Tilting the Scales in Your Favor 

How Can Employers Legally Conduct Criminal-Background Checks? Several tips to assist employers from the Texas Workforce Commission:

  • Audit. Routinely audit applicant/hire files to determine whether your criminal-background-check policy disparately impacts any group.
  • Criminal Background / Credit. Review current criminal-background-check policies for consistency with the “business necessity” requirement and the EEOC position. Employers may perform criminal background checks themselves, but must give written notice that a credit or background check will be done and get written authorization for the check per the Fair Credit Reporting Act. If turned down, the employer must tell the applicant why, give the applicant a copy of the report, and let them know the name and address of the service that furnished the information.
  • Customer’s Homes. Texas requires in-home service and residential delivery companies to perform a complete criminal history background check on employees sent into customers’ homes (including attached garages or construction areas next to homes). Doing so gives Awft N. Cawssius the upper hand to argue that he did not act negligently in hiring. See the Texas Civil Practice and Remedies Code, Sections 145.002-145.004.
  • Convictions, Not Arrests.

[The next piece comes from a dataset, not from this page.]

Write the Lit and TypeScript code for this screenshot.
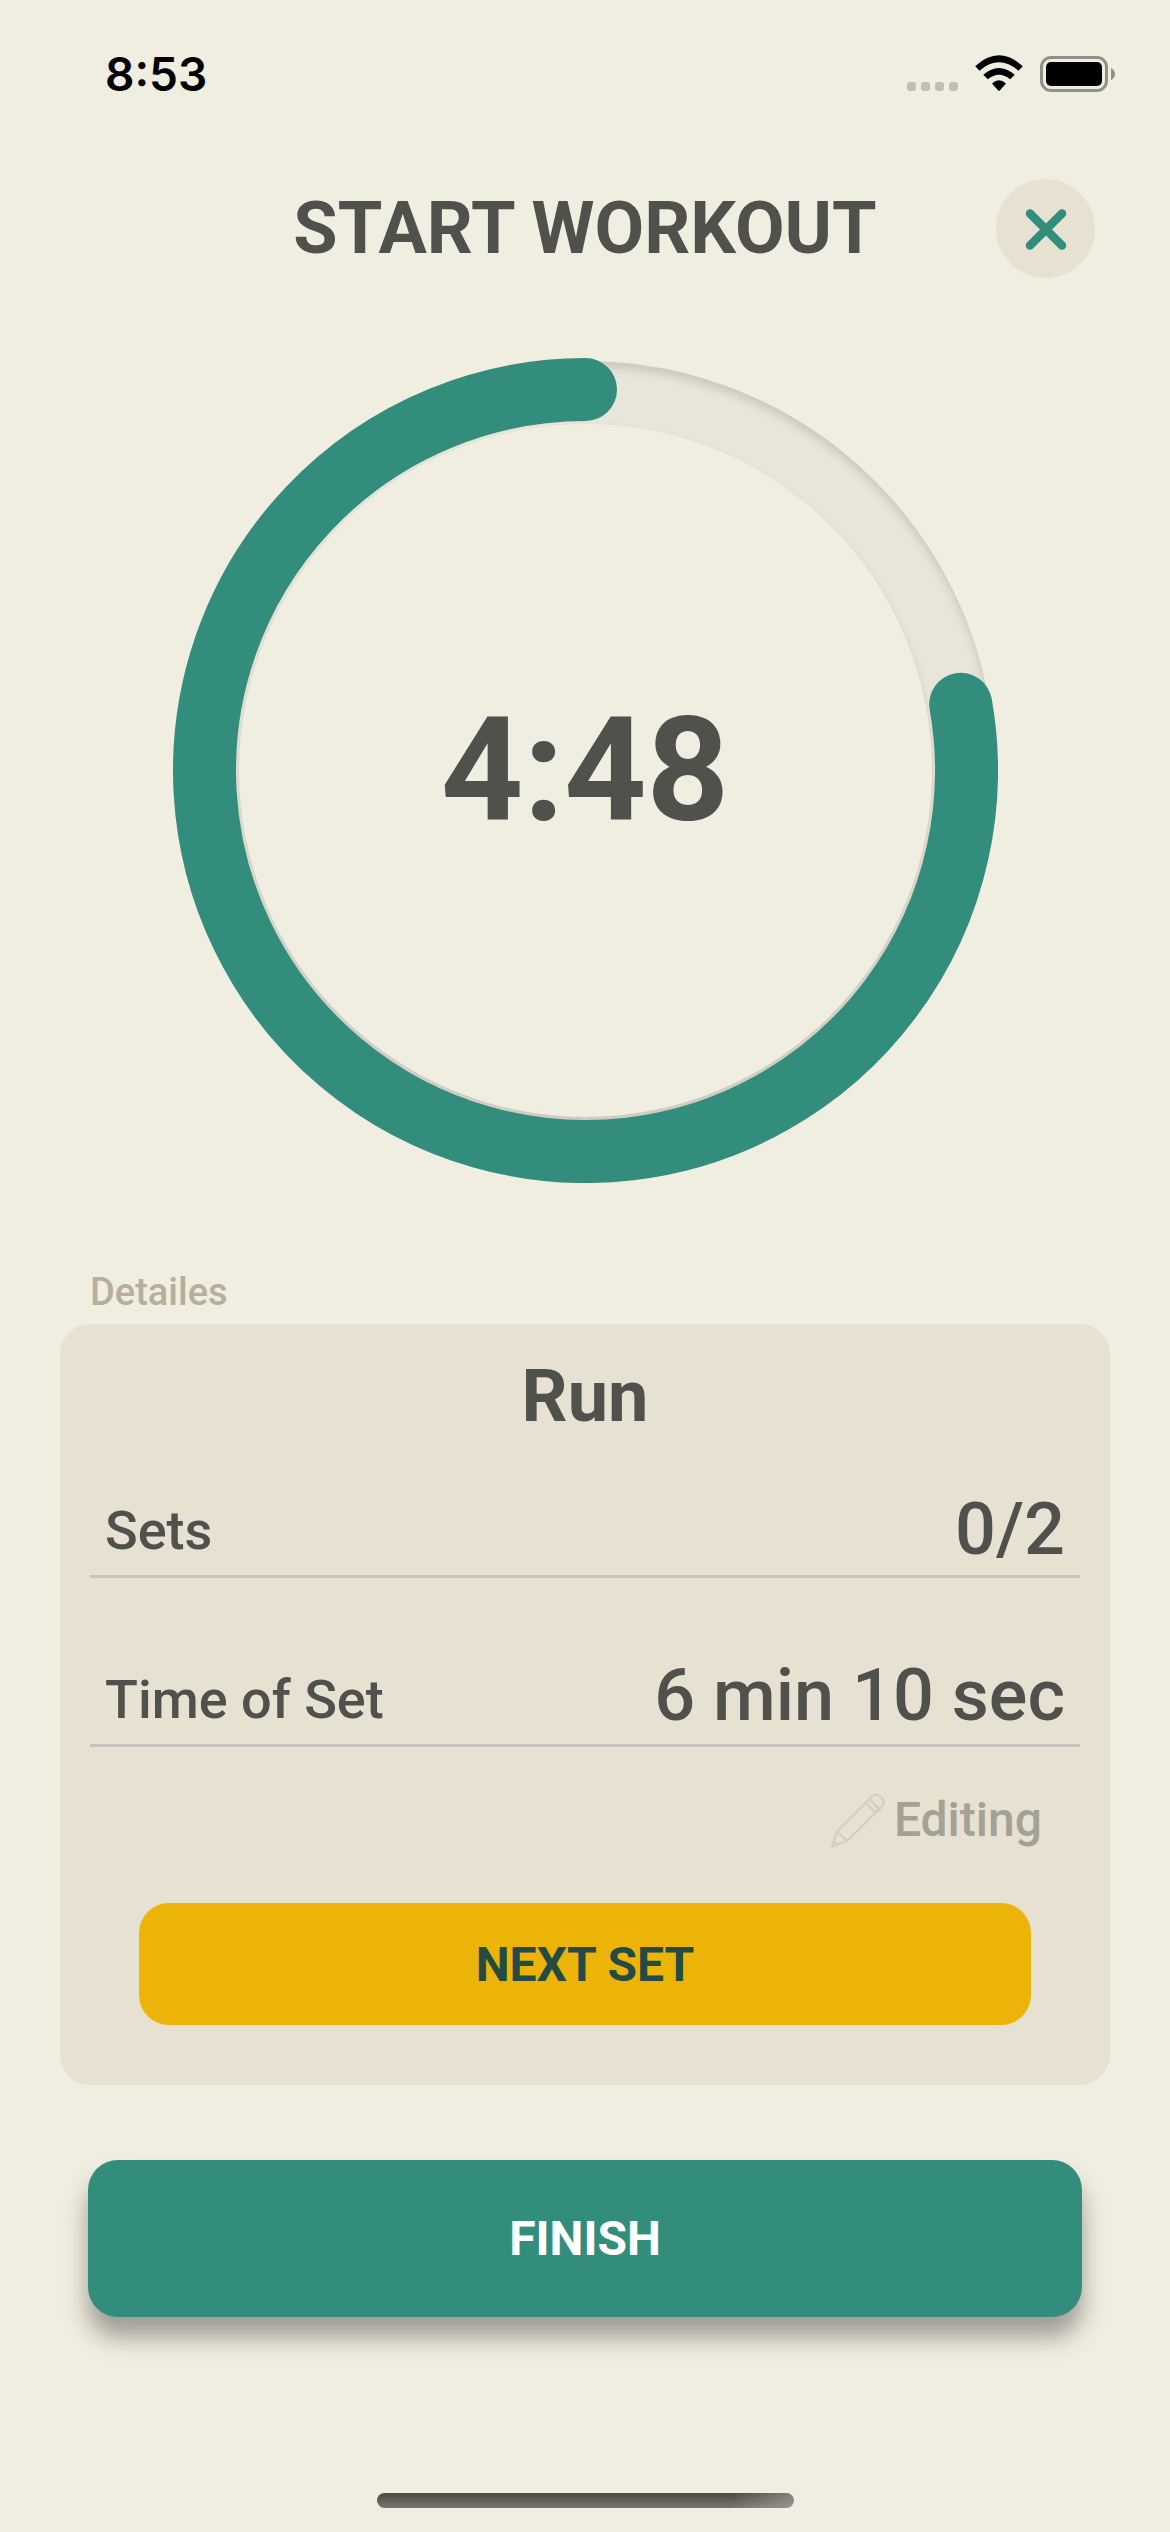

Unless required by law, Awft should ask only about  convictions and pleas of guilty or no contest, not arrests, and be prepared to show how the criminal record was relevant to the job in question, i.e., the security guard will be carrying a gun, or otherwise created an unreasonable risk of possible harm to people or property. More EEOC information HERE.
  • Polygraph. Never ask an applicant to take a polygraph exam, unless your organization is statutorily required to do so – that would be a violation of the Employee Polygraph Protection Act of 1988, a federal law.